Excerpt From “The Last Hippie”
(An Anthropologist on Mars)

By Oliver Sacks

"Greg F. grew up in the 1950s in a comfortable Queens household, an attractive and rather gifted boy who seemed destined, like his father, for a professional career—perhaps a career in songwriting, for which he showed a precocious talent. But he grew restive, started questioning things, as a teenager in the late '60s; started to hate the conventional life of his parents and neighbors and the cynical, bellicose administration of the country. His need to rebel, but equally to find an ideal and a guide, to find a leader, crystallized in the Summer of Love, in 1967. He would go to the Village and listen to Allen Ginsberg declaiming all night; he loved rock music, especially acid rock, and, above all, the Grateful Dead. Increasingly he fell out with his parents and teachers; he was truculent with the one, secretive with the other. In 1968, a time when Timothy Leary was urging American youth to "tune in, turn on, and drop out," Greg grew his hair long and dropped out of school, where he had been a good student; he left home and went to live in the Village where he dropped acid and joined the East Village drug culture—searching, like others of his generation, for utopia, for inner freedom, and for "higher consciousness."
[Greg later joined the Hare Krishna and went to live in their temple in New Orleans, where his parents found him, very ill from a brain tumor, and brought him to a hospital in New York. I met him in 1977, shortly after his brain tumor was removed.)

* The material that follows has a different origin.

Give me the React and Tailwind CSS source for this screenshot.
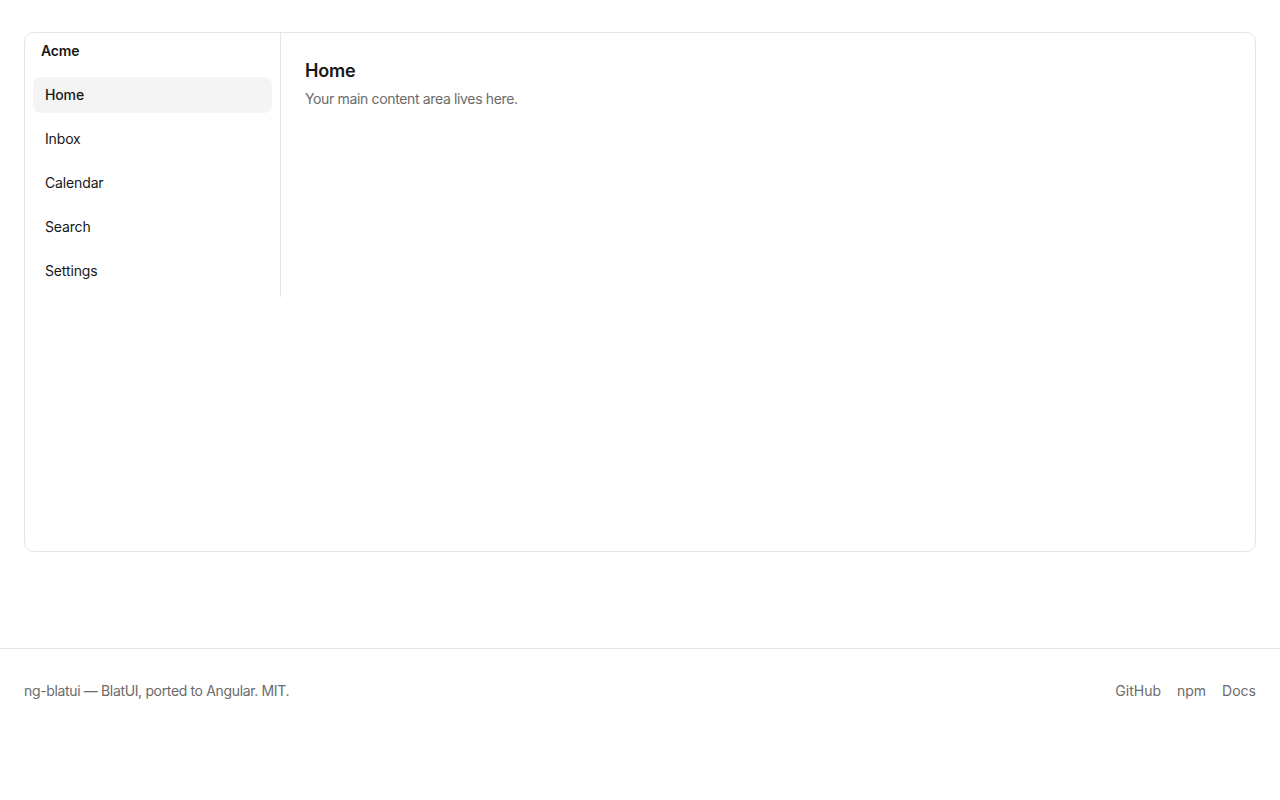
import React from "react";

const items = ["Home", "Inbox", "Calendar", "Search", "Settings"];

export default function App() {
  return (
    <div className="min-h-screen bg-white text-[#171717]" style={{ fontFamily: "Inter, 'Noto Sans', sans-serif" }}>
      <div className="px-6 pt-8">
        <div className="flex h-[520px] items-start rounded-[10px] border border-[#e5e5e5]">
          <aside className="w-[256px] shrink-0 border-r border-[#e5e5e5] p-2">
            <div className="px-2 text-[14px] font-semibold leading-5 tracking-[-0.01em]">Acme</div>
            <nav className="mt-4 flex flex-col gap-2">
              {items.map((it, i) => (
                <div
                  key={it}
                  className={
                    "flex h-9 items-center rounded-lg px-3 pb-px text-[14px] tracking-[-0.01em] " +
                    (i === 0 ? "bg-[#f4f4f4] font-medium" : "")
                  }
                >
                  {it}
                </div>
              ))}
            </nav>
          </aside>
          <main className="flex-1 p-6">
            <h1 className="text-[18px] font-semibold leading-7 tracking-[-0.01em]">Home</h1>
            <p className="mt-1 text-[14px] leading-5 tracking-[-0.025em] text-[#6b6b6b]">Your main content area lives here.</p>
          </main>
        </div>
      </div>
      <footer className="mt-24 border-t border-[#e5e5e5] px-6 py-8">
        <div className="flex items-center justify-between text-[14px] leading-5 text-[#6b6b6b]">
          <span className="tracking-[-0.025em]">ng-blatui — BlatUI, ported to Angular. MIT.</span>
          <div className="flex gap-4">
            <span>GitHub</span>
            <span>npm</span>
            <span>Docs</span>
          </div>
        </div>
      </footer>
    </div>
  );
}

Questioning him about current events and people, I found the depths of his disorientation and confusion. When I asked him who was the president, he said, "Lyndon," then, "the one who got shot." I prompted, "Jimmy . . . ," and then he said, "Jimi Hendrix," and when I roared with laughter, he said maybe a musical White House would be a good idea. A few more questions convinced me that Greg had virtually no memory of events much past 1970, certainly no coherent, chronological memory of them. He seemed to have been left, marooned, in the ’60s—his memory, his development, his inner life since then had come to a stop."